Knock Off the Adult Temper Tantrums
It wasn't cute as a kid, it's uglier now that you're grown.
(This is article 2/10 in the drafts I am clearing out)
There are adults who judge other parents and call children out for having temper tantrums that haven’t outgrown the immature method of expressing one’s slighted feelings themselves.
From my experience, adults are not immune to these outbursts of emotion, and there are grown men and women who claim to be "masters of their lives" who are slaves to their feelings.
What Are Temper Tantrums?
The “Official Definition” from a quick Google Search says, “A temper tantrum is an outburst of anger or frustration children have that can be physical, verbal, or both. They are a normal part of childhood development and can happen for many reasons, such as:
Not being able to express their feelings or wants
Not understanding what they are being asked to do
Feeling stressed at home
Being hungry, tired, or sick
Being in a transition
Trying to get attention
Having something taken away
Adult temper tantrums happen for the same reasons, except the energy is more intense, and the damage done to personal and professional relationships can leave lasting negative effects.
How do we manage these emotional moments?
To start the discussion on how we can not “blow up”, we must recognize a key point in the healing process: acceptance.
You must accept that you’re using your yelling, screaming, stamping of feet, taking of things from others, and hyper-aggressiveness to get what you want, and it’s not fair to anyone around you to have to deal with this.
You’re better than that; as I type it, I realize you may not be better than that, but I wish you were, and I promise you that your life will be better if you choose to stop trying to overpower your way to getting what you want by making the lives of others miserable.
It is crucial to identify the triggers and signs of adult temper tantrums.
These outbursts often result from unmet needs, overwhelming emotions, or past traumas triggered by specific situations or events.
This can be anything from feeling ignored or dismissed to being in a high-stress environment and facing a personal challenge. Recognizing these triggers and signs is essential to understand our emotions better and respond appropriately.

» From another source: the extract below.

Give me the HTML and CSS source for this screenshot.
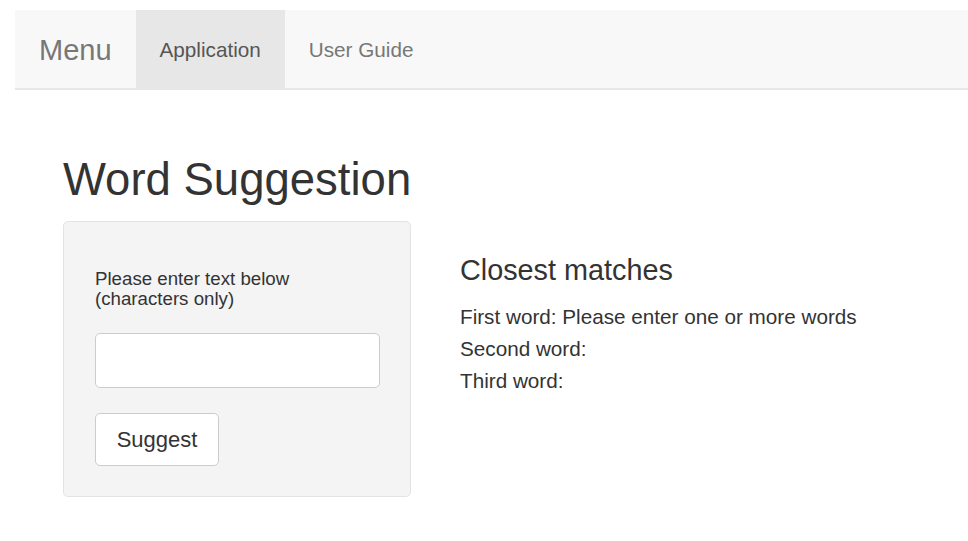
FILE: index.html
```html
<!DOCTYPE html>
<html>
<head>
<meta charset="utf-8">
<link rel="stylesheet" href="styles.css">
</head>
<body>
<nav class="navbar">
  <span class="brand">Menu</span>
  <a class="nav-link active">Application</a>
  <a class="nav-link">User Guide</a>
</nav>
<main class="content">
  <h1 class="title">Word Suggestion</h1>
  <div class="row">
    <div class="well">
      <label class="label" for="txt">Please enter text below<br>(characters only)</label>
      <input class="text-input" id="txt" type="text">
      <button class="btn">Suggest</button>
    </div>
    <div class="results">
      <h3 class="results-title">Closest matches</h3>
      <div class="line">First word: Please enter one or more words</div>
      <div class="line">Second word:</div>
      <div class="line">Third word:</div>
    </div>
  </div>
</main>
</body>
</html>
```
FILE: styles.css
```css
html, body {
  margin: 0;
  padding: 0;
  background: #fff;
}
body {
  padding: 10px 0 0 15px;
  font-family: "Liberation Sans", Arial, sans-serif;
  color: #333;
}
.navbar {
  display: flex;
  height: 78px;
  background: #f8f8f8;
  border-bottom: 2px solid #e7e7e7;
}
.brand {
  padding: 3px 24px 0 24px;
  font-size: 29px;
  line-height: 75px;
  color: #777;
}
.nav-link {
  padding: 3px 24px 0 24px;
  font-size: 20.7px;
  line-height: 74px;
  height: 76px;
  color: #777;
  text-decoration: none;
}
.nav-link.active {
  background: #e7e7e7;
  color: #555;
}
.content {
  padding-left: 48px;
}
.title {
  margin: 65px 0 16px 0;
  font-size: 45.5px;
  line-height: 50px;
  font-weight: normal;
  color: #333;
}
.row {
  display: flex;
  align-items: flex-start;
  gap: 49px;
}
.well {
  box-sizing: border-box;
  width: 348px;
  height: 276px;
  padding: 47px 31px 0 31px;
  background: #f4f4f4;
  border: 1.5px solid #e3e3e3;
  border-radius: 5px;
  display: flex;
  flex-direction: column;
  align-items: flex-start;
}
.label {
  font-size: 18.7px;
  line-height: 19.5px;
  color: #333;
}
.text-input {
  box-sizing: border-box;
  margin-top: 25px;
  width: 285px;
  height: 55px;
  border: 1.5px solid #ccc;
  border-radius: 5px;
  background: #fff;
  font-size: 20px;
  padding: 0 12px;
  font-family: inherit;
}
.btn {
  box-sizing: border-box;
  margin-top: 25px;
  width: 124px;
  height: 53px;
  border: 1.5px solid #ccc;
  border-radius: 5px;
  background: #fff;
  color: #333;
  font-family: inherit;
  font-size: 22px;
  padding: 0;
}
.results {
  padding-top: 32px;
}
.results-title {
  margin: 0 0 14px 0;
  font-size: 28.8px;
  line-height: 34px;
  font-weight: normal;
  color: #333;
}
.line {
  font-size: 20.7px;
  line-height: 31.8px;
  color: #333;
}
```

If you know that you get upset when you can’t have the food you want or that your children are “on your last nerve”, then you must have a game plan ready to deploy when those situations arise. Solve your problems by planning your responses before they’re overblown reactions.
There are times when I will tell my wife and kids, “I don’t want to talk to anyone right now; I need a minute to myself.” once they realized I was serious and that taking that time to myself made for me being better person following it, they do not question when I tell them how I feel.
This is a major issue with many; people do not know how to express their negative emotions or need for solitude in a healthy way, if at all. People either take the energy from others at their own expense or build up the pressure until they burst because they can’t “keep it together” for the sake of others.
You are valuable; you matter, and you can tell others to back up when you need space.
You are not a bad person for prioritizing yourself.
Check this piece for more of a discussion on the power of prioritizing alone time:
How do you calm down?
Practicing mindfulness is one of the most effective strategies for de-escalating tense situations with patience.
Mindfulness helps us to be more present in the moment and regulate our emotions rather than being controlled by them. It allows us to take a step back and observe our thoughts and feelings without judgment and, in turn, choose a calmer and more rational response. Mindfulness also helps us to recognize our triggers and take conscious steps to manage them.
Mindfulness is a word I use for others, as it has some mainstream understanding; what I do in situations is focus on presence, “What do I feel, what is causing it, am I justified, are they being intentional, what do I need, how can I get it?” and then I breathe.
In challenging moments, it is essential to remember that everyone experiences emotions, a natural part of being human.
It is okay to feel angry, frustrated, or upset, but it is not OK to harm others or damage relationships. By valuing patience and self-awareness, we can handle these moments with grace and composure, keeping our relationships intact and finding constructive solutions.
This is a critical topic as we head into the political season; do not lose yourself or allow your frustrations to cause you harm because of something that, while it may matter on the global scale, has little impact on your local network. Your circle matters; keeping it together with your people is worth more than what the mainstream media tells you to lose your mind over.
Managing adult temper tantrums requires patience, self-awareness, and effective communication. By identifying triggers, practicing mindfulness, and improving emotional intelligence, you can better regulate emotions and respond calmly in tense situations.
It is also essential to remember that our emotions are valid, and by acknowledging and communicating them effectively, we can navigate challenging moments without causing harm. With patience and emotional maturity, you can promote healthier and more fulfilling relationships in your personal and professional lives.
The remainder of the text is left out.